I know that, had I been brought up elsewhere, my race would have been something I’d have had to defend far more regularly than I did growing up in Agneash, however, I also think that this lulls us into the false belief that racism doesn’t exist on the ‘Gem of God’s Earth’. In a bid not to cause offence or a scene, I never once addressed or discussed these experiences with friends out of shame and a fear of singling myself out as different. I think there is a pressure put on people on the Isle of Man not to stand out, not to cause offence and not to cause a scene in the fear of making things awkward, meaning that people do have a tendency to turn a blind eye to injustices that happen at the end of their noses, making tackling racism and unjust behaviour that much more difficult.
I know that many of my fellow Manxies aren’t racist and would be horrified at the sheer idea of causing hurt to anyone. It really has been beautiful to see so many of my friends show their support for BLM, however, my worry is that the focus will be solely on the major events whilst ignoring the micro-aggressions happening right on our doorstep. Even if people of colour aren’t being murdered on our streets, it doesn’t mean that racism is non-existent.
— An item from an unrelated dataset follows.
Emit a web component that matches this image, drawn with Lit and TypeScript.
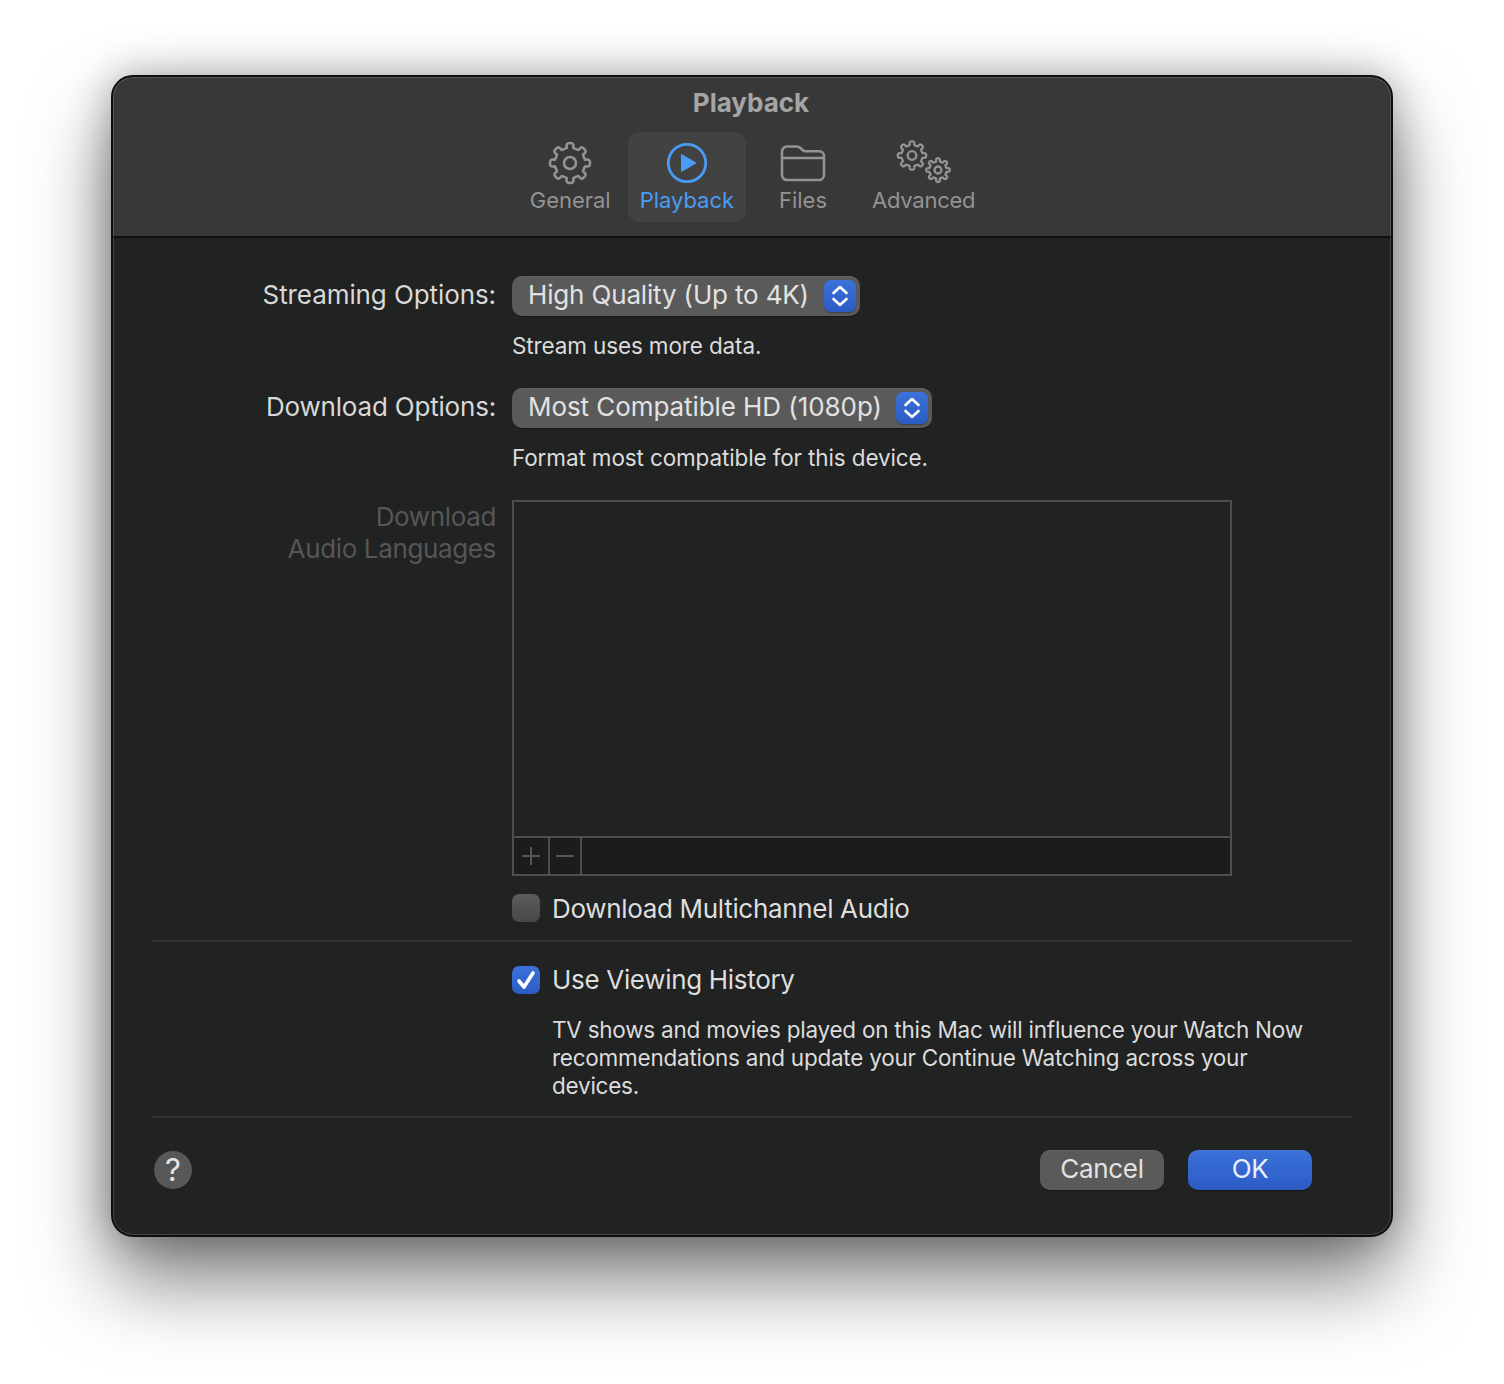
import { LitElement, html, css, svg } from "lit";
import { customElement } from "lit/decorators.js";

function gear(cx: number, cy: number, ro: number, ri: number, teeth: number) {
  const pts: string[] = [];
  const step = (Math.PI * 2) / teeth;
  for (let i = 0; i < teeth; i++) {
    const a = i * step - Math.PI / 2;
    const p = (r: number, d: number) =>
      `${(cx + r * Math.cos(a + d * step)).toFixed(2)} ${(cy + r * Math.sin(a + d * step)).toFixed(2)}`;
    pts.push(
      `${i ? "L" : "M"}${p(ri, -0.27)}`,
      `C${p(ro * 0.95, -0.25)} ${p(ro * 1.02, -0.24)} ${p(ro * 1.02, -0.1)}`,
      `Q${p(ro * 1.04, 0)} ${p(ro * 1.02, 0.1)}`,
      `C${p(ro * 1.02, 0.24)} ${p(ro * 0.95, 0.25)} ${p(ri, 0.27)}`,
      `Q${p(ri * 0.96, 0.5)} ${p(ri, 0.73)}`
    );
  }
  return pts.join(" ") + "Z";
}

const stepper = html`<span class="stepper"><svg width="18" height="24" viewBox="0 0 18 24" fill="none" stroke="#fff" stroke-width="2.6" stroke-linecap="round" stroke-linejoin="round"><path d="M2.500 9 9 3l6.500 6M2.500 15 9 21l6.500-6"/></svg></span>`;

@customElement("app-root")
export class AppRoot extends LitElement {
  static styles = css`
    :host { display: block; width: 1504px; height: 1384px; background: #fff; font-family: Inter, "Liberation Sans", sans-serif; color: #dedede; }
    * { box-sizing: border-box; }
    .page { padding: 75px 111px; height: 1384px; }
    .win { width: 1282px; height: 1162px; border-radius: 22px; background: #212222; border: 2px solid #0e0e0e; overflow: hidden; display: flex; flex-direction: column; box-shadow: 0 44px 80px rgba(0,0,0,.5), 0 0 40px rgba(0,0,0,.3); position: relative; }
    .win::after { content: ""; position: absolute; inset: 0; border-radius: 20px; box-shadow: inset 0 0 0 1px rgba(255,255,255,.16); pointer-events: none; }
    header { height: 161px; background: #383838; border-bottom: 2px solid #0f0f0f; display: flex; flex-direction: column; align-items: center; flex: none; }
    h1 { margin: 9px 0 0; height: 34px; font-size: 26px; line-height: 34px; font-weight: 700; color: #a5a5a5; transform: translateX(-1px); }
    .tabs { display: flex; gap: 5px; margin: 12px 0 0 1px; }
    .tab { height: 90px; padding: 0 12px; border-radius: 12px; display: flex; flex-direction: column; align-items: center; color: #939393; font-size: 22px; line-height: 28px; letter-spacing: -.02px; white-space: nowrap; }
    .tab.adv { letter-spacing: -.25px; }
    .tab svg { display: block; height: 48px; margin-top: 8px; margin-bottom: -2px; flex: none; }
    .tab.on { background: #424242; color: #4a9bf5; }
    .tab.files { min-width: 104px; }
    main { flex: 1; padding: 38px 39px 0; display: flex; flex-direction: column; }
    .row { display: grid; grid-template-columns: 344px 1fr; column-gap: 16px; }
    .lbl { font-size: 26px; line-height: 38px; text-align: right; color: #d8d8d8; white-space: nowrap; }
    .lbl.s { letter-spacing: -.09px; }
    .lbl.d { letter-spacing: -.19px; }
    .lbl.off { color: #565656; line-height: 32px; letter-spacing: -.36px; padding-top: 1px; }
    .popup { display: inline-flex; align-items: center; height: 40px; border-radius: 10px; background: #5a5a5a; padding: 0 4px 0 16px; font-size: 26px; color: #e2e2e2; white-space: nowrap; box-shadow: 0 1px 1px rgba(0,0,0,.3), inset 0 1px 0 rgba(255,255,255,.06); }
    .popup.s { letter-spacing: -.16px; gap: 15px; }
    .popup.d { letter-spacing: -.07px; gap: 14px; }
    .pt { margin-top: -4px; }
    .stepper { width: 32px; height: 32px; border-radius: 7px; background: linear-gradient(#3b71da, #2b5cc4); display: flex; align-items: center; justify-content: center; box-shadow: 0 1px 1px rgba(0,0,0,.25); }
    .hint { font-size: 22.5px; line-height: 28px; color: #dcdcdc; margin-top: 16px; letter-spacing: -.13px; white-space: nowrap; }
    .r2 { margin-top: 28px; }
    .r3 { margin-top: 28px; }
    .list { width: 720px; height: 376px; border: 2px solid #4e4e4e; display: flex; flex-direction: column; }
    .list .body { flex: 1; }
    .foot { height: 38px; flex: none; background: #1c1c1d; border-top: 2px solid #4e4e4e; display: flex; }
    .foot span { width: 36px; height: 36px; border-right: 2px solid #4e4e4e; display: flex; align-items: center; justify-content: center; }
    .foot span + span { width: 32px; }
    .check { display: flex; align-items: center; gap: 12px; font-size: 26px; line-height: 28px; color: #dedede; letter-spacing: -.32px; white-space: nowrap; }
    .box { width: 28px; height: 28px; border-radius: 7px; flex: none; background: linear-gradient(#5c5c5c, #474747); display: flex; align-items: center; justify-content: center; }
    .box.on { background: linear-gradient(#3b71da, #2b5cc4); }
    .c1 { margin-top: 18px; }
    .tx { margin: 1px 0 -1px; }
    hr { border: 0; height: 2px; background: #333434; margin: 0; flex: none; }
    .h1 { margin-top: 18px; }
    .c2 { margin-top: 24px; }
    .desc { margin: 22px 0 0 40px; width: 770px; font-size: 22.5px; line-height: 28px; color: #dcdcdc; letter-spacing: -.24px; }
    .h2 { margin-top: 16px; }
    .foot2 { display: flex; align-items: center; justify-content: space-between; padding: 0 40px 0 2px; margin-top: 32px; }
    .help { width: 38px; height: 38px; border-radius: 50%; background: #585858; color: #e4e4e4; font-size: 31px; line-height: 38px; text-align: center; }
    .btns { display: flex; gap: 24px; }
    .btn { width: 124px; height: 40px; border-radius: 10px; font-size: 26px; line-height: 38px; text-align: center; color: #e2e2e2; background: #5a5a5a; letter-spacing: -.3px; box-shadow: 0 1px 1px rgba(0,0,0,.3), inset 0 1px 0 rgba(255,255,255,.06); }
    .btn.ok { background: linear-gradient(#3b71da, #2b5cc4); color: #eaf0fb; }
  `;

  render() {
    const stroke = "#939393";
    return html`<div class="page"><div class="win">
      <header>
        <h1>Playback</h1>
        <div class="tabs">
          <div class="tab">
            <svg width="44" height="48" viewBox="0 0 44 48" fill="none" stroke="${stroke}" stroke-width="2.6" stroke-linejoin="round">
              ${svg`<path d="${gear(22, 23, 19.5, 15.5, 8)}"/><circle cx="22" cy="23" r="6"/>`}
            </svg>General
          </div>
          <div class="tab on">
            <svg width="42" height="48" viewBox="0 0 42 48" fill="none">
              <circle cx="21" cy="23" r="18.7" stroke="#4a9bf5" stroke-width="2.8"/>
              <path d="M15.500 14.500v17l14.500-8.500z" fill="#4a9bf5" stroke="#4a9bf5" stroke-width="1" stroke-linejoin="round"/>
            </svg>Playback
          </div>
          <div class="tab files">
            <svg width="46" height="48" viewBox="0 0 46 48" fill="none" stroke="${stroke}" stroke-width="2.6" stroke-linejoin="round">
              <path d="M2 11.500a5 5 0 0 1 5-5h9.500c2 0 3 .7 4.200 1.800l1.800 1.700c1 .9 2 1.300 3.500 1.300H39a5 5 0 0 1 5 5V35a5 5 0 0 1-5 5H7a5 5 0 0 1-5-5Z"/>
              <path d="M2 18h42"/>
            </svg>Files
          </div>
          <div class="tab adv">
            <svg width="56" height="48" viewBox="0 0 56 48" fill="none" stroke="${stroke}" stroke-width="2.3" stroke-linejoin="round">
              ${svg`<path d="${gear(16, 15.500, 13.800, 10.800, 8)}"/><circle cx="16" cy="15.500" r="4.300"/>
              <path d="${gear(42, 30, 11.500, 8.800, 8)}"/><circle cx="42" cy="30" r="3.500"/>`}
            </svg>Advanced
          </div>
        </div>
      </header>
      <main>
        <div class="row">
          <div class="lbl s">Streaming Options:</div>
          <div>
            <div class="popup s"><span class="pt">High Quality (Up to 4K)</span>${stepper}</div>
            <div class="hint">Stream uses more data.</div>
          </div>
        </div>
        <div class="row r2">
          <div class="lbl d">Download Options:</div>
          <div>
            <div class="popup d"><span class="pt">Most Compatible HD (1080p)</span>${stepper}</div>
            <div class="hint">Format most compatible for this device.</div>
          </div>
        </div>
        <div class="row r3">
          <div class="lbl off">Download<br />Audio Languages</div>
          <div class="list">
            <div class="body"></div>
            <div class="foot">
              <span><svg width="18" height="18" viewBox="0 0 18 18" stroke="#565656" stroke-width="2"><path d="M9 0v18M0 9h18"/></svg></span>
              <span><svg width="18" height="18" viewBox="0 0 18 18" stroke="#565656" stroke-width="2"><path d="M0 9h18"/></svg></span>
            </div>
          </div>
        </div>
        <div class="row c1">
          <div></div>
          <label class="check"><span class="box"></span><span class="tx">Download Multichannel Audio</span></label>
        </div>
        <hr class="h1" />
        <div class="row c2">
          <div></div>
          <label class="check"><span class="box on"><svg width="22" height="22" viewBox="0 0 22 22" fill="none" stroke="#fff" stroke-width="3.600" stroke-linecap="round" stroke-linejoin="round"><path d="M4 12l5 6L18 4"/></svg></span>Use Viewing History</label>
        </div>
        <div class="row">
          <div></div>
          <p class="desc">TV shows and movies played on this Mac will influence your Watch Now recommendations and update your Continue Watching across your devices.</p>
        </div>
        <hr class="h2" />
        <div class="foot2">
          <div class="help">?</div>
          <div class="btns"><div class="btn">Cancel</div><div class="btn ok">OK</div></div>
        </div>
      </main>
    </div></div>`;
  }
}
A lot of you might be thinking “what now?”
We have a long way to go but here are my top 3 tips on how to become actively anti-racist.
– Ask questions! Please don’t shift around race because it’s uncomfortable to talk about. Your friends of colour want you to be there for the good times and the times when they have been simply reduced to a skin tone. We need to know that you are open to listening to us, understanding why it cuts so deep when we are constantly bombarded with stories and videos of men, women and children who look just like us, brutally and unfairly murdered and mistreated on the streets across the world with little to no justice served.
– Check your lighter skinned privilege, ie. the preferential treatment you have had just from not being black. I also try and practice this because I know that as I’m not classed as ‘dark skinned’, I’m not subject to half as much discrimination. It’s so important to highlight that the term ‘white privilege’ is by no means a synonym of ‘Racism’. It absolutely does not mean that you grew up with a silver spoon in your mouth and it doesn’t mean that you have not faced struggles. It simply means you have not experienced systemic discrimination due to the colour of your skin. The harsh reality is that our society is set up with a racial bias – having privilege is a force in itself! Use it to be an ally. Take Marilyn Monroe for example, Marilyn promised to sit front row every night at Mocambo Club, if they agreed to allow Ella Fitzgerald to perform. We can all make a difference. We can all make space for those who historically have been left by the wayside.
– Call yourself and others out. A lot of passing racist comments are brushed off as a joke. Over the years, I’ve also had to do a tonne of unlearning, from accepting my role as ‘token black friend’ with all of the stereotypical topping included, to not seeing Africa as one barren continent filled war, where “the greatest gift they’ll get this year is life” but as 54 incredible countries chockablock with music, cultures, art, languages and a rich rich rich history of kingdoms and great nations. My little trick is asking yourself: “Would this sound weird if I were to say this about my own race or my own country?” If that were the case, you probably shouldn’t say it.
If you want to support the BLM movement, there are so many ways to get involved and learn about the topic at hand.
I’d start with diversifying your social media, there are so many amazing Black voices such as Akala, Rachel Cargle and Afua Hirsch, not to mention pages like Show Racism the Red Card or our own island’s poc_iom amongst many many others.If you are financially able, you could also consider donating to one of the many organisations that support people of colour such as Black Lives Matter and Access UK that are working with minority communities to build them up and give them the support they need.